The average shelf life of a podcast episode is 6 weeks. 6 weeks. This means your first episode will continue to accrue traffic for around 6 weeks. You’ll stil get traffic hitting it after that, but it won’t be as steady. During that 6 weeks of life for your first episode, your other episodes won’t have as much traffic. You’ll see a natural dip in the numbers because those episodes haven’t been around as long and won’t instantly catch up or shoot past your first one.

It takes time for the numbers to settle in and level out. Only after the shelf life of your first episode will you be able to see that your audience is growing. And it’s the slow, steady growth of a continuing podcast, week after week, that you want to see.

#2: Don’t Wait For Listeners To Find You

“If you build it, they will come”

the Field Of Dreams Fallacy has cursed a generation of movie lovers in to thinking that they will have instant fans and stardom. The idea is that if you just build it and ship it, people will find it and love you.
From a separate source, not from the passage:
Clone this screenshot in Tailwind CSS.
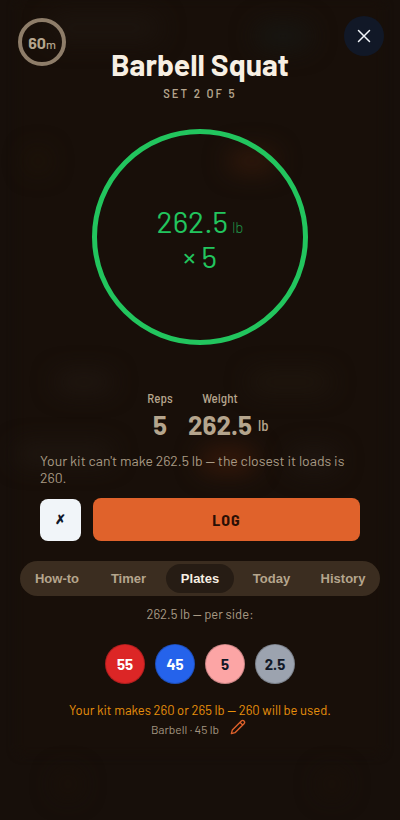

This couldn’t be further from the truth. But you know what? That’s ok.

You’re not doing this for instant celebrity status, and the drug-rush of watching your stats fly off the meter. And believe me – this is a habbit forming drug. I suffer from this as much as anyone else I know. It’s the curse of the always-on, data-filled digital lives that we live. We want to see every time someone hits our site, listens to our podcast, or tells us something on twitter, facebook, and every other site in the world.

Get 10 episodes published, first – not just “done”, but actually published. Talk about the episodes on twitter, facebook, pinterest and everywhere else. Blog about the episodes – every episode gets a blog post, in fact. Find places with people that would benefit from your podcast and tell those people about it. Do this for 10 episodes and then start looking at your stats. You’ll see growth, instead of flat or falling numbers.

Once you see growth, you know you’ve started to show up on people’s radar. Listeners will start to find you. But that doesn’t mean your done. The reason people are starting to find you now is because you did the leg work of putting yourself in front of them. Don’t stop doing the leg work. Keep it up. Your audience will grow.

#1: Don’t Stop!

This, above all other things, is the biggest mistake that new podcasters make.

The average podcast only makes it to episode 6 or 7 before it stops. There are a lot of reasons for this, but in my experience and in talking with others, it usually comes down to time committment and what looks like a lack of growth in audience. It just doesn’t seem to be worth the effort, and your day job is getting stressful again while the spouse and/or kids are starting to wonder where you’re at in the evenings…

It’s easy to get overhwelmed. And it’s easy to think that you need to have a regular and set schedule in order to be a podcaster. After all, most of the podcasting industry tells you this. Don’t believe it for a minute. This is your podcast; this is your story; your life; your work. You and only you are in charge of how often you release an episode.

Just because you missed a week (or 7), or you only have time to release one episode every month, doesn’t mean you should give up. Schedule the time for your podcast, like you would do with anything else in your life. Set time aside, but only time that you are comfortable with. Don’t push yourself to do more just because some podcasting “professional” says you have to. You don’t need to stop podcasting just because you can’t get this episode done and released “on time”.

Most Importantly: Have Fun!

Podcasting is the new media revolution for this decade. Much like blogging was in the previous decade, there will be alot of growth and change in the industry. Join the growing community and let your voice be heard. Build intimate connections with your audience and allow them to know you, on your terms. This is an exciting new media opportunity on many fronts, and it should be something you enjoy! It may be hard work – well, it will be hard work at times – but nothing worth doing is easy.